In response to a third-party poster above, everyone should be advised that on good authority, "Phaser Two" still found the scene gratuitous and disturbing. In fact, "Phaser Two" is sort of retrospectively proud of having that attitude because that was not an automatically popular or common take at the time.

Bantam reprinted all its Trek novels in 1984-1986, most with new cover illustrations. And again throughout the '90's, with a different set of new wraparound covers.

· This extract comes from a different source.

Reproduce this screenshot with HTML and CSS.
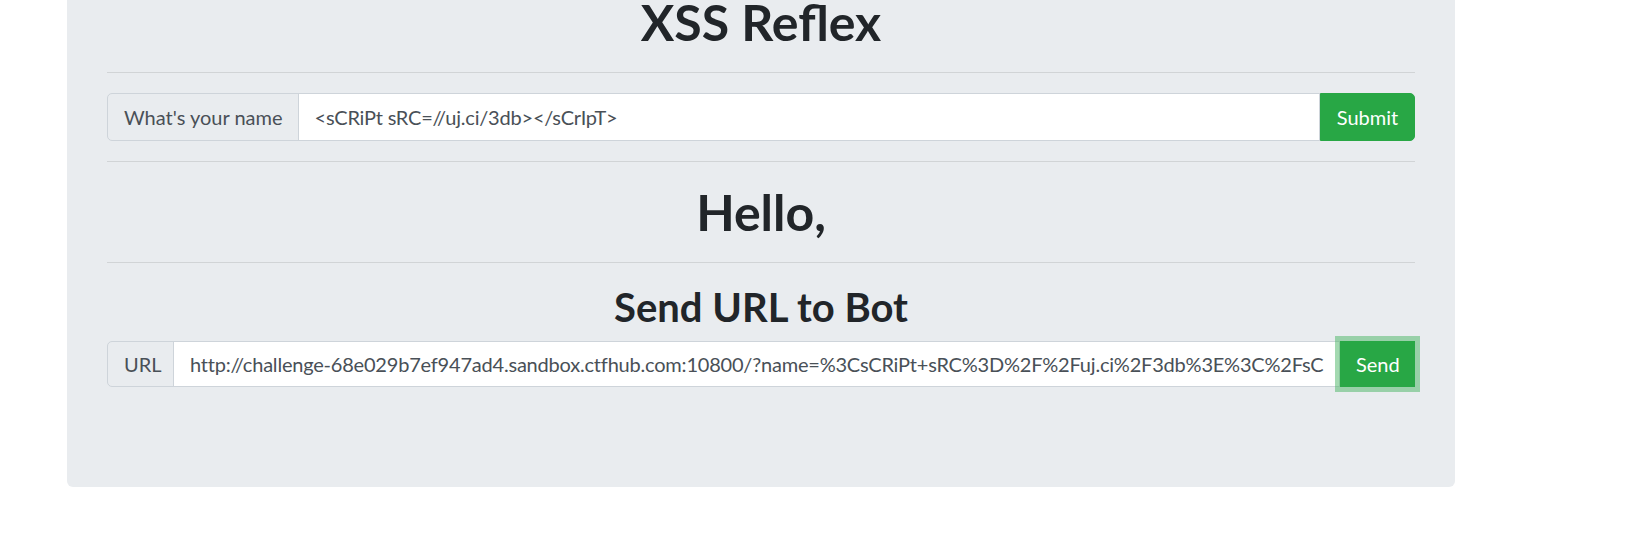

In between "reissues" (with new covers) they were pretty much all in print from the 70's throughout the '90s. It's an interesting study in just how fast paperback prices were inflating in those years. Spock Must Die! started out at $.60 in 1970 (that's sixty cents, but I don't know how to get the "cents" character on this keyboard) to $5.50 in 1999.

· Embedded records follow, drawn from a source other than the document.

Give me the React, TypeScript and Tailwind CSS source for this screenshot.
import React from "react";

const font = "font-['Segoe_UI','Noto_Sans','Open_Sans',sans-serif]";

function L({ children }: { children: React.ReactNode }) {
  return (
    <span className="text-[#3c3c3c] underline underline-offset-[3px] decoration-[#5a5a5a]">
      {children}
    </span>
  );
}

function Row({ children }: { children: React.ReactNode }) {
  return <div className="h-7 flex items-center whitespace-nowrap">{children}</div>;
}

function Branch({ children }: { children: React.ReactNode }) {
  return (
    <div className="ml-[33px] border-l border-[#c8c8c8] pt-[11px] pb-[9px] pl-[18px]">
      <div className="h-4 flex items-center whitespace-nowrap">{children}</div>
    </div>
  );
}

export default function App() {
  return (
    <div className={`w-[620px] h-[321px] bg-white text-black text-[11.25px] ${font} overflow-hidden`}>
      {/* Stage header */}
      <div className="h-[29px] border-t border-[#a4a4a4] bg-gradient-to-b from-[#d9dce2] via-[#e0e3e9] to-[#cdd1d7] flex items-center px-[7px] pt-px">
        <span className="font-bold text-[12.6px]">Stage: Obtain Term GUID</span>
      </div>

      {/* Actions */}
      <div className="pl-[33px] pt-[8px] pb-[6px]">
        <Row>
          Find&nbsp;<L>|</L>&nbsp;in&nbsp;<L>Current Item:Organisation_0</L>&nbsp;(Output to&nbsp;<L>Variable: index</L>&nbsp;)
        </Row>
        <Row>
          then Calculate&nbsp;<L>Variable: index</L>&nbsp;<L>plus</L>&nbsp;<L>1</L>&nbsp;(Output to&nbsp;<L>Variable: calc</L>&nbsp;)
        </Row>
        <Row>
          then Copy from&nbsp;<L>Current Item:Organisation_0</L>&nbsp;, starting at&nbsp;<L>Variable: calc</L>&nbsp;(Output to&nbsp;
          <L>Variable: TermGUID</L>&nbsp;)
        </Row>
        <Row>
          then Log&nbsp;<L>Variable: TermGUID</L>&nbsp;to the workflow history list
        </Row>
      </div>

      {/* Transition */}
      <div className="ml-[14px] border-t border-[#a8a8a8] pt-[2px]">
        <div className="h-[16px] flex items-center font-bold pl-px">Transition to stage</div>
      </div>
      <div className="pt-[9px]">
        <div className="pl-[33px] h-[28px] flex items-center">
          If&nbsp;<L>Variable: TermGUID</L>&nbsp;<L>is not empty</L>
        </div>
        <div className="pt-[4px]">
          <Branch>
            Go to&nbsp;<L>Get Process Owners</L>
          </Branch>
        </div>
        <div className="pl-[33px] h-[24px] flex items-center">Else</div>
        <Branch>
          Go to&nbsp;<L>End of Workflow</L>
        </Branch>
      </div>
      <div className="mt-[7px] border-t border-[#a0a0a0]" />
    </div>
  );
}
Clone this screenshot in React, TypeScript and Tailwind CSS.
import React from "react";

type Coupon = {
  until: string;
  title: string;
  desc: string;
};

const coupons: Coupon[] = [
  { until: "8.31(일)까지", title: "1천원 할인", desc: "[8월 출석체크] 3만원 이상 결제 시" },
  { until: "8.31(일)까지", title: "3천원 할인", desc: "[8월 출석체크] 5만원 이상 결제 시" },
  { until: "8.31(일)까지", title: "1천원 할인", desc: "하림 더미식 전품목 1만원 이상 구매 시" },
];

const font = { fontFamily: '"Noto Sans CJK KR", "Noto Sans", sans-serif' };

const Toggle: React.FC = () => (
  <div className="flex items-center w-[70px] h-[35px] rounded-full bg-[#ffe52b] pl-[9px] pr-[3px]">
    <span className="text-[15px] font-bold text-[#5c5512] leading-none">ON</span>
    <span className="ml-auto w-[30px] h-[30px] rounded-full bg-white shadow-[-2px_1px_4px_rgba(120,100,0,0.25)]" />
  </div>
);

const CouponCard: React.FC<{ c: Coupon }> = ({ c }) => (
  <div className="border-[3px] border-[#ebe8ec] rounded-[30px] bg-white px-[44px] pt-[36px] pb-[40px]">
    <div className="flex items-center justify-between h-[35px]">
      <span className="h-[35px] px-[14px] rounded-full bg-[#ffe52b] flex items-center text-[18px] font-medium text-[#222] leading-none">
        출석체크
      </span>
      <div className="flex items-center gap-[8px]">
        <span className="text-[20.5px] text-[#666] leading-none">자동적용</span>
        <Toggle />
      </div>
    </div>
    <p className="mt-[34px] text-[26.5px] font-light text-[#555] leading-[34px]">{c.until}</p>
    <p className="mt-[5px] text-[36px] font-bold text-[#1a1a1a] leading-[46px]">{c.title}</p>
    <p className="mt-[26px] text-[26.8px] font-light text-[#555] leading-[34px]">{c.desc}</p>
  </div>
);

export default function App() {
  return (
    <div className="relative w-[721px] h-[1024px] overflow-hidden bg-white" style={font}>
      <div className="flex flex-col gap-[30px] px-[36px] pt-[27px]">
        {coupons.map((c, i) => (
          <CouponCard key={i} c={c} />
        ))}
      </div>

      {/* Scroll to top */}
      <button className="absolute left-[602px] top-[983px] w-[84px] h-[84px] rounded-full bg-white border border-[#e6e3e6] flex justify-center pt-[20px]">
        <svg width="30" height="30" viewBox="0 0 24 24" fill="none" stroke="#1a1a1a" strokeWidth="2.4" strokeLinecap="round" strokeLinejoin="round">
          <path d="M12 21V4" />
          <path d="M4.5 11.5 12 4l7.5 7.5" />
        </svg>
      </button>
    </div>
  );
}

Ah. That makes sense and fits the timetable better. Thanks.
 
I was not fond of Death's Angel for a number of reasons. I didn't like the lazy alien concepts, which were all just big talking versions of Earth animals or mythical creatures, no creativity at all -- and with ridiculously on-the-nose names that were just based on foreign-language names for the animal species. I also thought the main cast were written badly out of character, and Elizabeth Schaeffer was one of the two most blatant and extreme Mary Sues in all of professional Trek Lit, the other being Sola Thane from Marshak & Culbreath's Triangle. (Although the guest character from Kathleen Sky's previous novel Vulcan! was right up there too, with the same problem of the main cast being written out of character to make her superior to and/or adored by them.) I don't remember specifically how I felt about the "astral projection" scene, but I'm pretty sure I didn't care for the way Spock was written there. I don't know if it was for the same reasons as Phaser Two's concerns, though.